I bought a ticket to see the 250m as well and it was also very pretty.

You can see a lot more from there. It's quite amazing and scary though. 

Outside the Tokyo Tower there is a SMOKING AREA which is very common here. Japan is VERY strict about smoking. If anything done wrong, you can get a FINE/TICKET! Smokers can't just smoke wherever they want to smoke. They have to smoke at a specific area which is a hassle for them, but good for us. They aren't allowed to smoke and walk at the same time either. Two reasons for that is that it's dangerous for the people around the smokers, but also kids can inhale the smoke because when you walk with a cigarette the height of the grabbed cigarette is close to the height of a child. It's a hassle for smokers, but hey. At least the smokes are cheap as dirt. Smoke away! Japanese people follow these really well.


I haven't been around Roppongi too much, but I have plenty of time to explore as I am there like everyday!
One of the places I ate at in Roppongi was Jasmine Tea which was a really nice Thai restaurant and also a Chinese one placed near the Roppongi Hills.

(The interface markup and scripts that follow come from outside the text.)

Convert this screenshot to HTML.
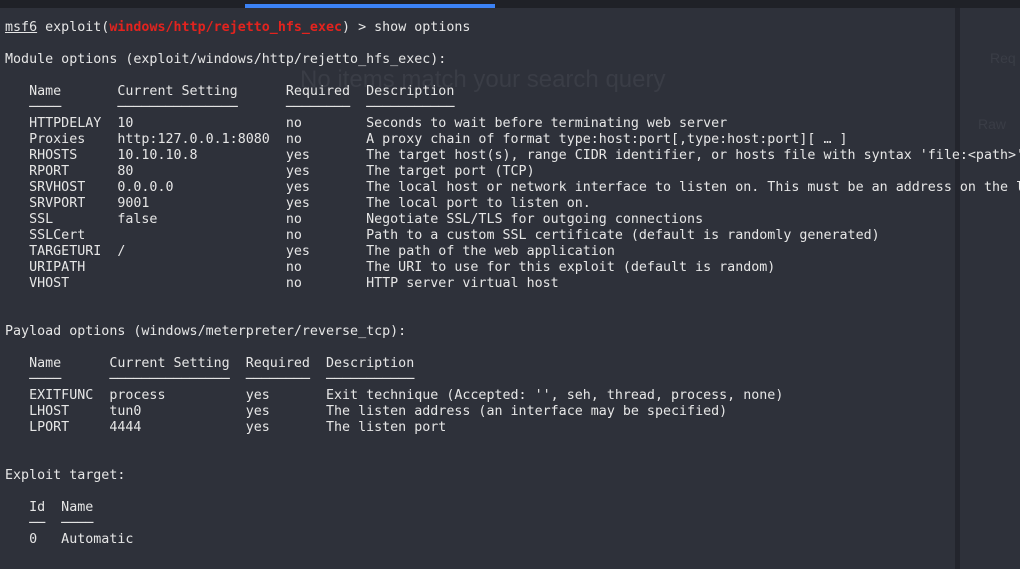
<!DOCTYPE html>
<html><head><meta charset="utf-8"><style>
html,body{margin:0;padding:0;width:1020px;height:569px;overflow:hidden;background:#2e313a;}
.top{position:absolute;left:0;top:0;width:1020px;height:8px;background:#1f2127;}
.blue{position:absolute;left:245px;top:4px;width:250px;height:4px;background:#3b82f6;}
.strip{position:absolute;left:955px;top:8px;width:5px;height:561px;background:#23252d;}
.ghost{position:absolute;color:#3a3d46;font-family:"Liberation Sans",sans-serif;}
pre{position:absolute;left:5px;top:20px;width:1015px;overflow:hidden;margin:0;font-family:"DejaVu Sans Mono","Liberation Mono",monospace;font-size:13.33px;line-height:16px;color:#e6e6e6;letter-spacing:0;}
.r{color:#e3231e;font-weight:bold;}
.ul{text-decoration:underline;}
</style></head><body>
<div class="top"></div><div class="blue"></div>
<div class="strip"></div>
<div class="ghost" style="left:300px;top:66px;font-size:24px;">No items match your search query</div>
<div class="ghost" style="left:990px;top:50px;font-size:14px;">Req</div>
<div class="ghost" style="left:978px;top:116px;font-size:14px;">Raw</div>
<pre><span class="ul">msf6</span> exploit(<span class="r">windows/http/rejetto_hfs_exec</span>) &gt; show options

Module options (exploit/windows/http/rejetto_hfs_exec):

   Name       Current Setting      Required  Description
   ────       ───────────────      ────────  ───────────
   HTTPDELAY  10                   no        Seconds to wait before terminating web server
   Proxies    http:127.0.0.1:8080  no        A proxy chain of format type:host:port[,type:host:port][ … ]
   RHOSTS     10.10.10.8           yes       The target host(s), range CIDR identifier, or hosts file with syntax 'file:&lt;path&gt;'
   RPORT      80                   yes       The target port (TCP)
   SRVHOST    0.0.0.0              yes       The local host or network interface to listen on. This must be an address on the local machine
   SRVPORT    9001                 yes       The local port to listen on.
   SSL        false                no        Negotiate SSL/TLS for outgoing connections
   SSLCert                         no        Path to a custom SSL certificate (default is randomly generated)
   TARGETURI  /                    yes       The path of the web application
   URIPATH                         no        The URI to use for this exploit (default is random)
   VHOST                           no        HTTP server virtual host


Payload options (windows/meterpreter/reverse_tcp):

   Name      Current Setting  Required  Description
   ────      ───────────────  ────────  ───────────
   EXITFUNC  process          yes       Exit technique (Accepted: '', seh, thread, process, none)
   LHOST     tun0             yes       The listen address (an interface may be specified)
   LPORT     4444             yes       The listen port


Exploit target:

   Id  Name
   ──  ────
   0   Automatic
</pre>
</body></html>
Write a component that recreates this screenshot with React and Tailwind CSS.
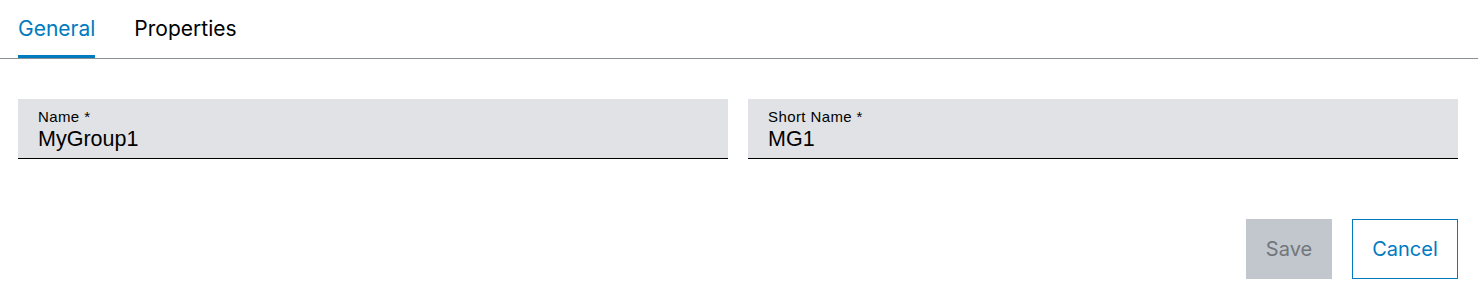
import React, { useState } from 'react';

const tabs = ['General', 'Properties'];

const Field = ({ label, value }) => (
  <div className="flex-1 h-[60px] bg-[#e0e2e5] border-b border-[#000000] pl-5 pt-[8px] flex flex-col">
    <span className="text-[15px] leading-[19px] tracking-[0.4px] text-black" style={{ fontFamily: '"Liberation Sans", Arial, sans-serif' }}>
      {label}
    </span>
    <span className="text-[21.5px] leading-[27px] text-black" style={{ fontFamily: '"Liberation Sans", Arial, sans-serif' }}>
      {value}
    </span>
  </div>
);

export default function App() {
  const [active, setActive] = useState('General');

  return (
    <div className="w-[1478px] h-[292px] bg-white font-['Inter',sans-serif]">
      {/* Tab bar */}
      <div className="h-[59px] border-b border-[#8a9097] flex items-end pl-[18px] gap-[39px]">
        {tabs.map((t) => (
          <button
            key={t}
            onClick={() => setActive(t)}
            className={`h-full flex flex-col justify-end text-[21px] leading-none cursor-pointer ${
              active === t ? 'text-[#007bc0]' : 'text-black'
            }`}
          >
            <span className="pb-[16px]">{t}</span>
            <span className={`h-[3px] w-full ${active === t ? 'bg-[#007bc0]' : 'bg-transparent'}`}></span>
          </button>
        ))}
      </div>

      {/* Form fields */}
      <div className="flex gap-5 pl-[18px] pr-5 pt-10">
        <Field label="Name *" value="MyGroup1" />
        <Field label="Short Name *" value="MG1" />
      </div>

      {/* Actions */}
      <div className="flex justify-end gap-5 pr-5 pt-[60px]">
        <button className="w-[86px] h-[60px] bg-[#c1c7cc] text-[#71767c] text-[20px] cursor-not-allowed">
          Save
        </button>
        <button className="w-[106px] h-[60px] border border-[#007bc0] text-[#007bc0] text-[20px] bg-white">
          Cancel
        </button>
      </div>
    </div>
  );
}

It specializes in dumplings. These were my first food pictures actually :)


The last picture is the dumpling I was talking about. You take the dumpling, place it on the spoon, prick a hole in it, drink the soup that floods around and the take some ginger and dip the dumpling into the soya sauce while eating a bit of ginger. They have instructions on the table, but I was too lazy to take a picture!

I am signing off now. I am too tired and it's too late now! See you.
Will be updating more about DO's and DON'Ts and such.